For families living from paycheck to paycheck, there is no certainty or stability in the COVID-19 economy. Swanson works with roughly 210 vulnerable, low-income families between Aspen and Parachute, and she said, “Nobody knows what’s going to happen next week, next month or next year.”

Parents who have steady work are grateful for the income but “terrified” about catching the virus and bringing it home, Swanson says. Those who don’t have steady work are trying to find it somewhere else and often watching the children in their spare time. Swanson says the families who need child care “are probably going to use something informal, like family members or friends, because they can’t commit to a four- to five-day-per-week spot (at a child care center).”




For these families, COVID-19 is a waking nightmare that has destabilized their lives in various ways. Many of them have contracted the disease (none died, although many families had multiple people infected) but even those who haven’t are on pins and needles every day, worried about their health, their finances and, of course, their young children.

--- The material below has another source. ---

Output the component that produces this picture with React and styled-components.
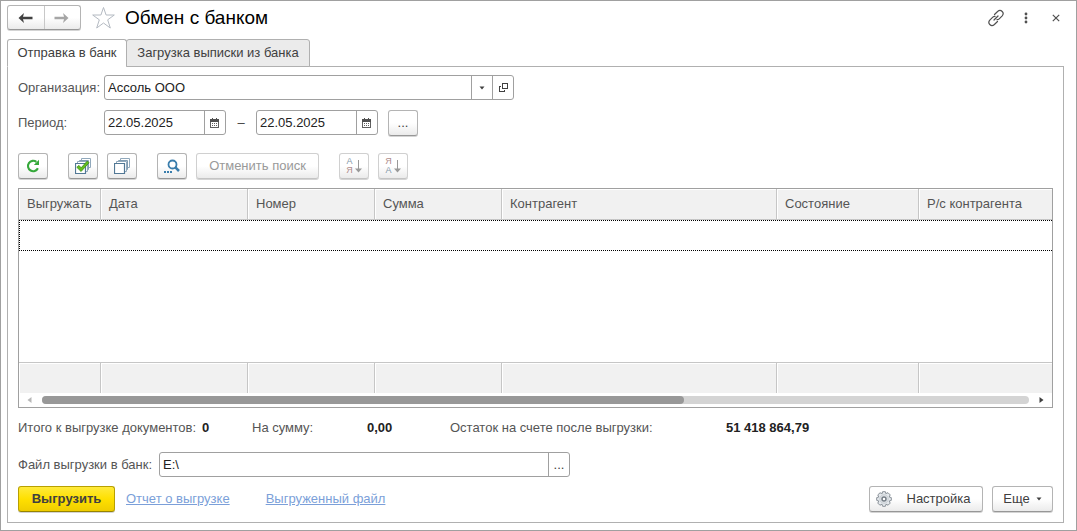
import React from "react";
import styled, { createGlobalStyle, css } from "styled-components";

const GlobalStyle = createGlobalStyle`
  * { box-sizing: border-box; }
  body {
    margin: 0;
    background: #fff;
    color: #404040;
    font: 13px/16px "Liberation Sans", Arial, sans-serif;
  }
  button, input { font: inherit; color: inherit; margin: 0; }
`;

const Window = styled.div`
  min-height: 100vh;
  display: flex;
  flex-direction: column;
  padding: 4px 12px 7px 6px;
  border: 1px solid #a0a0a0;
`;

const TitleBar = styled.header`
  display: flex;
  align-items: center;
  height: 25px;
`;

const raised = css`
  background: linear-gradient(#fff 0%, #fff 50%, #ebebeb 100%);
  border: 1px solid #b4b4b4;
  border-bottom-color: #979797;
  border-radius: 3px;
  box-shadow: 0 1px 0 #d4d4d4;
`;

const History = styled.nav`
  display: flex;
  width: 74px;
  height: 25px;
  ${raised}
`;

const HistoryButton = styled.button`
  flex: 1;
  display: grid;
  place-items: center;
  padding: 0;
  border: 0;
  background: none;
  color: #404040;
  &:disabled { color: #a6a6a6; }
  & + & { border-left: 1px solid #c8c8c8; }
`;

const PlainButton = styled.button`
  display: grid;
  place-items: center;
  width: 24px;
  height: 24px;
  padding: 0;
  border: 0;
  background: none;
  color: #505050;
`;

const Favorite = styled(PlainButton)`
  margin-left: 10px;
`;

const Title = styled.h1`
  flex: 1;
  margin: 0 0 0 10px;
  color: #000;
  font-size: 19px;
  line-height: 24px;
  font-weight: 400;
`;

const WindowTools = styled.div`
  display: flex;
  gap: 6px;
  margin-right: -4px;
`;

const Tabs = styled.div`
  display: flex;
  margin-top: 9px;
`;

const Tab = styled.button`
  position: relative;
  width: ${(p) => p.$width}px;
  height: 28px;
  margin-right: -1px;
  padding: 0 0 1px;
  border: 1px solid #b0b0b0;
  border-bottom-color: ${(p) => (p.$active ? "#fff" : "#b0b0b0")};
  border-radius: 3px 3px 0 0;
  background: ${(p) => (p.$active ? "#fff" : "#ebebeb")};
  z-index: 1;
`;

const Panel = styled.main`
  flex: 1;
  display: flex;
  flex-direction: column;
  margin-top: -1px;
  padding: 8px 10px 10px;
  border: 1px solid #b0b0b0;
`;

const FieldRow = styled.div`
  display: flex;
  align-items: center;
  height: 25px;
  margin-top: ${(p) => p.$top || 0}px;
`;

const Label = styled.label`
  width: ${(p) => p.$width}px;
  flex: none;
  color: #555;
`;

const Field = styled.div`
  display: flex;
  width: ${(p) => p.$width}px;
  height: 25px;
  border: 1px solid #a0a0a0;
  border-radius: 3px;
  background: #fff;
`;

const Input = styled.input`
  flex: 1;
  min-width: 0;
  padding: 0 3px;
  border: 0;
  outline: 0;
  background: none;
  color: #222;
`;

const FieldButton = styled.button`
  display: grid;
  place-items: center;
  width: 21px;
  padding: 0;
  border: 0;
  border-left: 1px solid #a0a0a0;
  background: none;
`;

const Dash = styled.span`
  width: 30px;
  text-align: center;
`;

const Button = styled.button`
  display: flex;
  align-items: center;
  justify-content: center;
  flex: none;
  width: ${(p) => p.$width || 30}px;
  height: 26px;
  margin-left: ${(p) => p.$left || 0}px;
  padding: 0;
  ${raised}
  &:disabled {
    color: #999;
    border-color: #d0d0d0;
    border-bottom-color: #c4c4c4;
  }
`;

const PrimaryButton = styled(Button)`
  border-color: #b8a000;
  border-bottom-color: #978400;
  background: linear-gradient(#ffea3c, #ffe000 50%, #efcd00);
  font-weight: 700;
`;

const Toolbar = styled.div`
  display: flex;
  margin-top: 18px;
`;

const TableFrame = styled.section`
  flex: 1;
  display: flex;
  flex-direction: column;
  min-height: 219px;
  margin-top: 9px;
  border: 1px solid #a0a0a0;
`;

const TableArea = styled.div`
  flex: 1;
  display: grid;
`;

const Table = styled.table`
  width: 100%;
  table-layout: fixed;
  border-collapse: separate;
  border-spacing: 0;
`;

const Column = styled.col`
  width: ${(p) => (p.$width ? `${p.$width}px` : "auto")};
`;

const shaded = css`
  background: #f1f1f1;
  border-right: 1px solid #c6c6c6;
  box-shadow: inset 1px 1px 0 #fff;
  &:last-child { border-right: 0; }
`;

const HeadCell = styled.th`
  height: 31px;
  padding: 0 8px;
  border-bottom: 1px solid #c6c6c6;
  color: #555;
  font-weight: 400;
  text-align: left;
  white-space: nowrap;
  ${shaded}
`;

const ActiveCell = styled.td`
  height: 31px;
  padding: 0;
  border: 1px dotted #000;
  border-right: 0;
`;

const EmptyCell = styled.td`
  padding: 0;
`;

const FootCell = styled.td`
  height: 31px;
  padding: 0;
  border-top: 1px solid #c6c6c6;
  ${shaded}
`;

const Scroll = styled.div`
  display: flex;
  align-items: center;
  justify-content: space-between;
  height: 14px;
  padding: 0 8px;
`;

const Track = styled.div`
  flex: 1;
  height: 8px;
  margin: 0 10px;
  border-radius: 4px;
  background: #d4d4d4;
`;

const Thumb = styled.div`
  width: 65%;
  height: 8px;
  border-radius: 4px;
  background: #989898;
`;

const Totals = styled.dl`
  display: flex;
  margin: 12px 0 0;
`;

const Term = styled.dt`
  width: ${(p) => p.$width}px;
  color: #555;
`;

const Value = styled.dd`
  width: ${(p) => p.$width}px;
  margin: 0;
  color: #222;
  font-weight: 700;
`;

const Footer = styled.footer`
  display: flex;
  align-items: center;
  margin-top: 9px;
`;

const Link = styled.a`
  margin-left: ${(p) => p.$left}px;
  color: #7b9fd9;
  text-decoration: underline;
`;

const Spacer = styled.div`
  flex: 1;
`;

const ButtonText = styled.span`
  margin: 0 ${(p) => p.$right || 0}px 0 ${(p) => p.$left || 0}px;
`;

const SortIcon = styled.span`
  display: flex;
  align-items: center;
  gap: 2px;
`;

const SortLetters = styled.span`
  display: flex;
  flex-direction: column;
  font-size: 9px;
  line-height: 9px;
`;

const SortLetter = styled.span`
  color: ${(p) => (p.$last ? "#b08c8c" : "#8698aa")};
`;

const Arrow = ({ flip }) => (
  <svg width="16" height="12" viewBox="0 0 16 12">
    <path
      d="M0.5 6 6 1 5 4.7H14.5V7.3H5L6 11Z"
      fill="currentColor"
      transform={flip ? "matrix(-1 0 0 1 15 0)" : undefined}
    />
  </svg>
);

const Star = () => (
  <svg width="24" height="24" viewBox="0 0 24 24" fill="none" stroke="#b4bac2">
    <path d="M12.5 1.5 15.1 9H23.3L16.7 13.8 19.3 22 12.5 17 5.7 22 8.3 13.8 1.7 9H9.9Z" />
  </svg>
);

const LinkIcon = () => (
  <svg width="18" height="18" viewBox="0 0 18 18" fill="none" stroke="#505050" strokeWidth="1.2" strokeLinecap="round">
    <path d="M7.5 5.5 10.6 2.5C12 1.3 14 1.3 15.2 2.5 16.4 3.7 16.4 5.4 15.2 6.8L12.2 9.8C11.5 10.5 10.8 10.7 10 10.6" />
    <path d="M10.5 12.5 7.4 15.5C6 16.7 4 16.7 2.8 15.5 1.6 14.3 1.6 12.6 2.8 11.2L5.8 8.2C6.5 7.5 7.2 7.3 8 7.4" />
    <path d="M7 11 11 7" />
  </svg>
);

const Dots = () => (
  <svg width="4" height="12" viewBox="0 0 4 12" fill="#505050">
    <circle cx="2" cy="2" r="1.4" />
    <circle cx="2" cy="6" r="1.4" />
    <circle cx="2" cy="10" r="1.4" />
  </svg>
);

const Close = () => (
  <svg width="8" height="8" viewBox="0 0 8 8" stroke="#505050" strokeWidth="1.2">
    <path d="M0.8 0.8 7.2 7.2M7.2 0.8 0.8 7.2" />
  </svg>
);

const Caret = () => (
  <svg width="6" height="4" viewBox="0 0 6 4">
    <path d="M0.5 0.5H5.5L3 3.5Z" fill="#404040" />
  </svg>
);

const OpenIcon = () => (
  <svg width="9" height="9" viewBox="0 0 9 9" fill="none" stroke="#404040" shapeRendering="crispEdges">
    <path d="M3.5 0.5H8.5V5.5H3.5ZM2 3.5H0.5V8.5H5.5V7" />
  </svg>
);

const Calendar = () => (
  <svg width="10" height="10" viewBox="0 0 10 10" shapeRendering="crispEdges">
    <path d="M0.5 1.5H8.5V9.5H0.5Z" fill="#fff" stroke="#606060" />
    <path d="M0 1H9V4H0ZM2 0H3V1H2ZM6 0H7V1H6Z" fill="#505050" />
    <path d="M2 5.5H7M2 7.5H7" stroke="#606060" strokeDasharray="1 1" />
  </svg>
);

const Refresh = () => (
  <svg width="14" height="14" viewBox="0 0 14 14">
    <path d="M11.9 9.2A5.2 5.2 0 1 1 10.4 2.9" fill="none" stroke="#35a83a" strokeWidth="2.1" />
    <path d="M13 0.8V6H7.8Z" fill="#35a83a" />
  </svg>
);

const Sheets = ({ checked }) => (
  <svg width="16" height="16" viewBox="0 0 16 16" fill="#fff" stroke="#527895">
    <path d="M6.5 0.5H15.5V9.5H6.5Z" stroke="#91a9bc" />
    <path d="M4.5 2.5H13.5V11.5H4.5Z" stroke="#819cb1" />
    <path d="M2.5 3.5H12.5V13.5H2.5Z" stroke="#91a9bc" />
    <path d="M0.5 5.5H10.5V15.5H0.5Z" strokeWidth="1.2" />
    {checked && (
      <path d="M1.8 9.3 4 7.4 6.1 9.8 12.3 3 14 4.8 6.1 13.5Z" fill="#63be1c" stroke="#398b1a" strokeWidth="0.8" />
    )}
  </svg>
);

const Search = () => (
  <svg width="16" height="15" viewBox="0 0 16 15" fill="none" stroke="#397dac">
    <circle cx="8.5" cy="5.5" r="4" strokeWidth="1.8" />
    <path d="M11.4 8.4 15 12" strokeWidth="2.5" />
    <path d="M0 13H8" strokeWidth="2" strokeDasharray="2 1" />
  </svg>
);

const Sort = ({ letters }) => (
  <SortIcon aria-hidden="true">
    <SortLetters>
      {letters.map((letter) => (
        <SortLetter key={letter} $last={letter === "Я"}>{letter}</SortLetter>
      ))}
    </SortLetters>
    <svg width="7" height="14" viewBox="0 0 7 14">
      <path d="M3.5 1V11" stroke="#999" />
      <path d="M0 9.5H7L3.5 13.5Z" fill="#999" />
    </svg>
  </SortIcon>
);

const Gear = () => (
  <svg width="16" height="16" viewBox="0 0 16 16" fill="#e4e8ec" stroke="#8a9299">
    <path d="M6.6 0.7H9.4L9.8 2.6 12 1.7 14.2 3.9 13.2 6 15.3 6.6V9.4L13.2 10 14.2 12.1 12.1 14.2 10 13.2 9.4 15.3H6.6L6 13.2 3.9 14.2 1.8 12.1 2.8 10 0.7 9.4V6.6L2.8 6 1.8 3.9 4 1.8 6.2 2.6Z" />
    <circle cx="8" cy="8" r="4.2" stroke="#c5cbd0" />
    <circle cx="8" cy="8" r="2" fill="#fff" stroke="#747d85" strokeWidth="1.5" />
  </svg>
);

const ScrollArrow = ({ right }) => (
  <svg width="5" height="6" viewBox="0 0 5 6">
    <path d={right ? "M0.5 0V6L4.5 3Z" : "M4.5 0V6L0.5 3Z"} fill={right ? "#404040" : "#b8b8b8"} />
  </svg>
);

const columns = [
  ["Выгружать", 82],
  ["Дата", 147],
  ["Номер", 127],
  ["Сумма", 127],
  ["Контрагент", 275],
  ["Состояние", 142],
  ["Р/с контрагента", 0],
];

const DateField = ({ id, label }) => (
  <Field $width={122}>
    <Input id={id} aria-label={label} defaultValue="22.05.2025" />
    <FieldButton aria-label="Выбрать дату"><Calendar /></FieldButton>
  </Field>
);

export default function App() {
  return (
    <>
      <GlobalStyle />
      <Window>
        <TitleBar>
          <History>
            <HistoryButton aria-label="Назад"><Arrow /></HistoryButton>
            <HistoryButton aria-label="Вперед" disabled><Arrow flip /></HistoryButton>
          </History>
          <Favorite aria-label="В избранное"><Star /></Favorite>
          <Title>Обмен с банком</Title>
          <WindowTools>
            <PlainButton aria-label="Получить ссылку"><LinkIcon /></PlainButton>
            <PlainButton aria-label="Меню"><Dots /></PlainButton>
            <PlainButton aria-label="Закрыть"><Close /></PlainButton>
          </WindowTools>
        </TitleBar>

        <Tabs role="tablist">
          <Tab role="tab" aria-selected="true" $active $width={120}>Отправка в банк</Tab>
          <Tab role="tab" aria-selected="false" $width={184}>Загрузка выписки из банка</Tab>
        </Tabs>

        <Panel>
          <FieldRow>
            <Label htmlFor="organization" $width={86}>Организация:</Label>
            <Field $width={410}>
              <Input id="organization" defaultValue="Ассоль ООО" />
              <FieldButton aria-label="Выбрать из списка"><Caret /></FieldButton>
              <FieldButton aria-label="Открыть"><OpenIcon /></FieldButton>
            </Field>
          </FieldRow>
          <FieldRow $top={10}>
            <Label htmlFor="period-start" $width={86}>Период:</Label>
            <DateField id="period-start" label="Начало периода" />
            <Dash>–</Dash>
            <DateField id="period-end" label="Конец периода" />
            <Button $left={10} aria-label="Выбрать период">...</Button>
          </FieldRow>

          <Toolbar>
            <Button aria-label="Обновить"><Refresh /></Button>
            <Button $left={20} aria-label="Установить флажки"><Sheets checked /></Button>
            <Button $left={9} aria-label="Снять флажки"><Sheets /></Button>
            <Button $left={20} aria-label="Найти"><Search /></Button>
            <Button $left={9} $width={123} disabled>Отменить поиск</Button>
            <Button $left={20} disabled aria-label="Сортировать по возрастанию">
              <Sort letters={["А", "Я"]} />
            </Button>
            <Button $left={9} disabled aria-label="Сортировать по убыванию">
              <Sort letters={["Я", "А"]} />
            </Button>
          </Toolbar>

          <TableFrame>
            <TableArea>
              <Table>
                <colgroup>
                  {columns.map(([name, width]) => <Column key={name} $width={width} />)}
                </colgroup>
                <thead>
                  <tr>{columns.map(([name]) => <HeadCell key={name}>{name}</HeadCell>)}</tr>
                </thead>
                <tbody>
                  <tr><ActiveCell colSpan={columns.length} /></tr>
                  <tr><EmptyCell colSpan={columns.length} /></tr>
                </tbody>
                <tfoot>
                  <tr>{columns.map(([name]) => <FootCell key={name} />)}</tr>
                </tfoot>
              </Table>
            </TableArea>
            <Scroll>
              <ScrollArrow />
              <Track><Thumb /></Track>
              <ScrollArrow right />
            </Scroll>
          </TableFrame>

          <Totals>
            <Term $width={184}>Итого к выгрузке документов:</Term>
            <Value $width={50}>0</Value>
            <Term $width={115}>На сумму:</Term>
            <Value $width={83}>0,00</Value>
            <Term $width={276}>Остаток на счете после выгрузки:</Term>
            <Value $width={100}>51 418 864,79</Value>
          </Totals>

          <FieldRow $top={16}>
            <Label htmlFor="file" $width={141}>Файл выгрузки в банк:</Label>
            <Field $width={411}>
              <Input id="file" defaultValue="E:\" />
              <FieldButton aria-label="Выбрать файл">...</FieldButton>
            </Field>
          </FieldRow>

          <Footer>
            <PrimaryButton $width={97}>Выгрузить</PrimaryButton>
            <Link href="#report" $left={11}>Отчет о выгрузке</Link>
            <Link href="#file" $left={36}>Выгруженный файл</Link>
            <Spacer />
            <Button $width={114}><Gear /><ButtonText $left={15} $right={6}>Настройка</ButtonText></Button>
            <Button $left={9} $width={61}><ButtonText $right={6}>Еще</ButtonText><Caret /></Button>
          </Footer>
        </Panel>
      </Window>
    </>
  );
}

Meanwhile, the child care providers themselves are living in their own nail-biting drama. It’s hard enough to control and shepherd children younger than five years old under normal circumstances, but imagine all the cleaning, sanitizing, handwashing and health checks required during a pandemic.

“Our programs are all open in Pitkin County,” said Shirley Ritter, executive director of Kids First, a branch of the Aspen city government that supports local child care providers. “They have worked really hard to stay open.”

Unlike past years, Ritter says, the providers aren’t 100% full. She suspects that lower demand for the child care vacancies, driven mainly by the COVID-19 threat, is part of the reason, along with the need for spacing between kids, which lowers overall capacity. The whole situation feels “very fragile,” she says, and parents and providers are both weary of the vague tension and pressure caused by the pandemic.

Adding to that tension are questions about the approaching winter, the local economy and the nature of the ski season. Will the snow fly? Will the hotels be occupied? Will guests dine at local restaurants? So many unknowns and, as COVID-19 is teaching us, very few clear answers.

If there’s an upside to all the anxious uncertainty, it’s that the Roaring Fork Valley’s government agencies and nonprofit organizations have responded effectively to all the interconnected problems triggered by COVID-19. Through the generosity of donors and the diligent collaboration between various community partners to provide food, financial assistance, counseling, health care and more, our most vulnerable neighbors have been spared many of the worst effects of the pandemic.

“The safety nets that this valley has built — rental assistance, food, mental health, all of it — has been a lifesaver,” Swanson said. “It’s just not happening in, say, metro Denver.”

Among these supports was an initiative agreed upon by the Kids First Advisory Board to provide tuition support to any local child care provider who might be partially or completely closed because of a COVID case. By helping to keep child care providers afloat, Kids First also supports working parents, their employers and, by extension, the entire local economy.

Preschools and other child care providers have been working hard to deliver safe, quality care for children so parents can work. Just like the many others on the frontlines trying to provide some semblance of normalcy and services, these organization are often the unsung heroes in our community.

Tamara Tormohlen is executive director of Aspen Community Foundation.